According to Creely, GDPR is one anchor point in the middle of the uncertainty surrounding Brexit.
“When it comes into force in May 2018, the UK is going to have to abide by those standards and they’re good standards one way or another. It’s very important for all of us that once the UK exits that there are very good levels of clarity around data protection.”
“Because there are restrictions on the movement of personal data outside the EEA, it’s going to mean that while the EU rules will no longer directly apply to the UK, there will still be questions over the governance of these issues in the future in the UK. Again, we’re back to the fact of uncertainty – we just don’t know how this will shake down.”
Labour and travel
Another aspect of the Brexit process that has been slightly overlooked but which is causing concern for Irish technology companies, according to Creely, are potential restrictions on travel and the labour market between Ireland and the UK.

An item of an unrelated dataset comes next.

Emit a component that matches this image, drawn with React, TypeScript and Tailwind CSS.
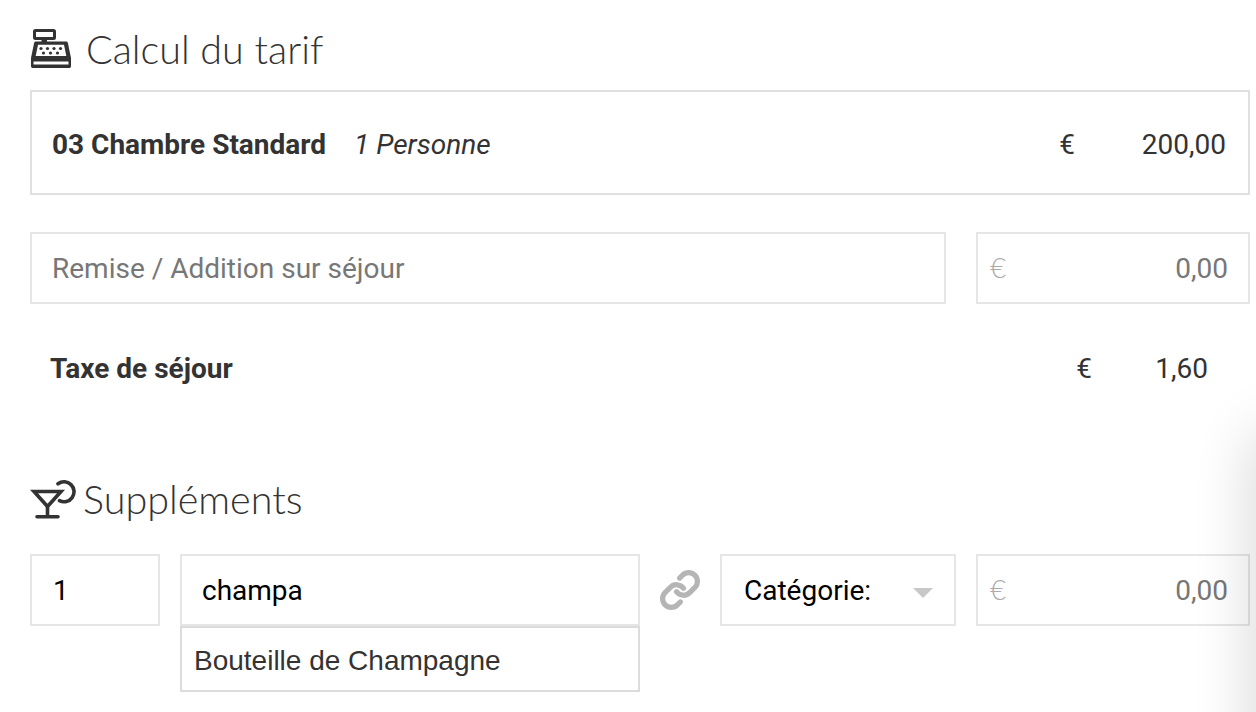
import { Link } from 'lucide-react'

const boxClass = 'h-full border-2 border-[#e6e6e6] bg-transparent outline-none'

function RegisterIcon() {
  return (
    <svg width="42" height="42" viewBox="0 0 42 42" className="shrink-0">
      <rect x="4.500" y="2.500" width="20" height="8" rx="1" fill="none" stroke="#333" strokeWidth="3" />
      <rect x="11.500" y="9" width="5.500" height="6" fill="#333" />
      <path d="M6 13.500h30c1 0 1.600.5 1.900 1.400L41 30v8c0 1.500-.8 2-2 2H3c-1.200 0-2-.5-2-2v-8l3.100-15.100c.3-.9 1-1.400 1.900-1.400z" fill="#333" />
      <path d="M8 16.800h26l2.300 11.200H5.700z" fill="#fff" />
      <rect x="3.500" y="33.500" width="35" height="3" fill="#fff" />
      {[
        [11, 20.500], [17.500, 20.500], [24, 20.500], [30.500, 20.500],
        [13.500, 25], [20.500, 25], [27.500, 25],
      ].map(([cx, cy]) => (
        <circle key={`${cx}-${cy}`} cx={cx} cy={cy} r="1.600" fill="#333" />
      ))}
    </svg>
  )
}

function CocktailIcon() {
  return (
    <svg width="46" height="42" viewBox="0 0 46 42" className="shrink-0 -mt-[3px]">
      <path d="M4 13.500h27L17.500 28.500z" fill="none" stroke="#333" strokeWidth="3.600" strokeLinejoin="miter" />
      <path d="M15.700 28h3.600v11h-3.600z" fill="#333" />
      <path d="M7 38.800h21" stroke="#333" strokeWidth="3.600" strokeLinecap="round" />
      <path d="M28 5.800A10 10 0 1 1 29.500 22.700" fill="none" stroke="#333" strokeWidth="3.600" strokeLinecap="round" />
    </svg>
  )
}

function AmountInput() {
  return (
    <div className={`${boxClass} w-[274px] shrink-0 flex items-center justify-between pl-[12px] pr-[20px] pt-[1px] text-[28px] text-[#777]`}>
      <span className="font-['Lato'] font-light text-[#aaa] text-[28px] -mt-[3px]">€</span>
      <span>0,00</span>
    </div>
  )
}

export default function App() {
  return (
    <div className="relative w-[1256px] h-[712px] overflow-hidden bg-white pl-[30px] pr-[6px] font-['Roboto',sans-serif] text-[#333]">
      {/* Calcul du tarif */}
      <div className="h-[90px] pt-[8px] flex items-center gap-[14px]">
        <RegisterIcon />
        <h2 className="font-['Lato',sans-serif] font-light text-[39.5px] leading-none text-[#333]">Calcul du tarif</h2>
      </div>

      <div className="h-[105px] border-2 border-[#e0e0e0] pl-[20px] pr-[22px] pt-[5px] flex items-center text-[28px]">
        <span className="font-bold">03 Chambre Standard</span>
        <span className="ml-[28px] italic">1 Personne</span>
        <span className="ml-auto">€</span>
        <span className="w-[151px] text-right">200,00</span>
      </div>

      <div className="mt-[37px] h-[72px] flex gap-[30px]">
        <input
          readOnly
          placeholder="Remise / Addition sur séjour"
          className={`${boxClass} w-[916px] px-[20px] pt-[1px] text-[28px] placeholder:text-[#777]`}
        />
        <AmountInput />
      </div>

      <div className="mt-[32px] h-[64px] pl-[20px] pr-[42px] pt-[1px] flex items-center text-[28px]">
        <span className="font-bold">Taxe de séjour</span>
        <span className="ml-auto">€</span>
        <span className="w-[116px] text-right">1,60</span>
      </div>

      {/* Suppléments */}
      <div className="mt-[50px] h-[100px] flex items-center gap-[7px]">
        <CocktailIcon />
        <h2 className="font-['Lato',sans-serif] font-light text-[39.5px] leading-none text-[#333] -mt-[2px]">Suppléments</h2>
      </div>

      <div className="mt-[4px] h-[72px] flex items-center text-[28px] text-black">
        <input readOnly value="1" className={`${boxClass} w-[130px] shrink-0 px-[21px] pt-[1px]`} />
        <div className="relative ml-[20px] w-[460px] h-full shrink-0">
          <input readOnly value="champa" className={`${boxClass} w-full px-[20px] pt-[1px]`} />
          <div className="absolute left-0 top-full w-full h-[66px] border-2 border-[#dcdcdc] bg-white pl-[12px] pt-[4px] flex items-center font-['Liberation_Sans',sans-serif] text-[28px] text-[#333]">
            Bouteille de Champagne
          </div>
        </div>
        <div className="w-[80px] shrink-0 flex justify-center">
          <Link size={42} strokeWidth={3} color="#b5b5b5" />
        </div>
        <div className={`${boxClass} w-[236px] shrink-0 mr-[20px] flex items-center justify-between pl-[22px] pr-[21px] pt-[1px]`}>
          <span>Catégorie:</span>
          <span className="w-0 h-0 border-x-[10px] border-x-transparent border-t-[10px] border-t-[#c8c8c8] mt-[4px]" />
        </div>
        <AmountInput />
      </div>

      {/* shadow from the panel just off the right edge */}
      <div className="absolute top-[430px] -right-[40px] w-[40px] h-[420px] rounded-full shadow-[0_0_60px_rgba(0,0,0,0.2)] pointer-events-none" />
    </div>
  )
}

“The UK and Ireland have probably taken the most advantage of all countries in the EU of free and open travel, and maintaining that into the future is going to be hugely important. There are many Irish people working in the UK and many UK people working here and a lot of travel back and forth,” she said.
“We want our people to continue being able to go over and do work on UK client sites and there are concerns that this might become more difficult post-Brexit if restrictions come in.”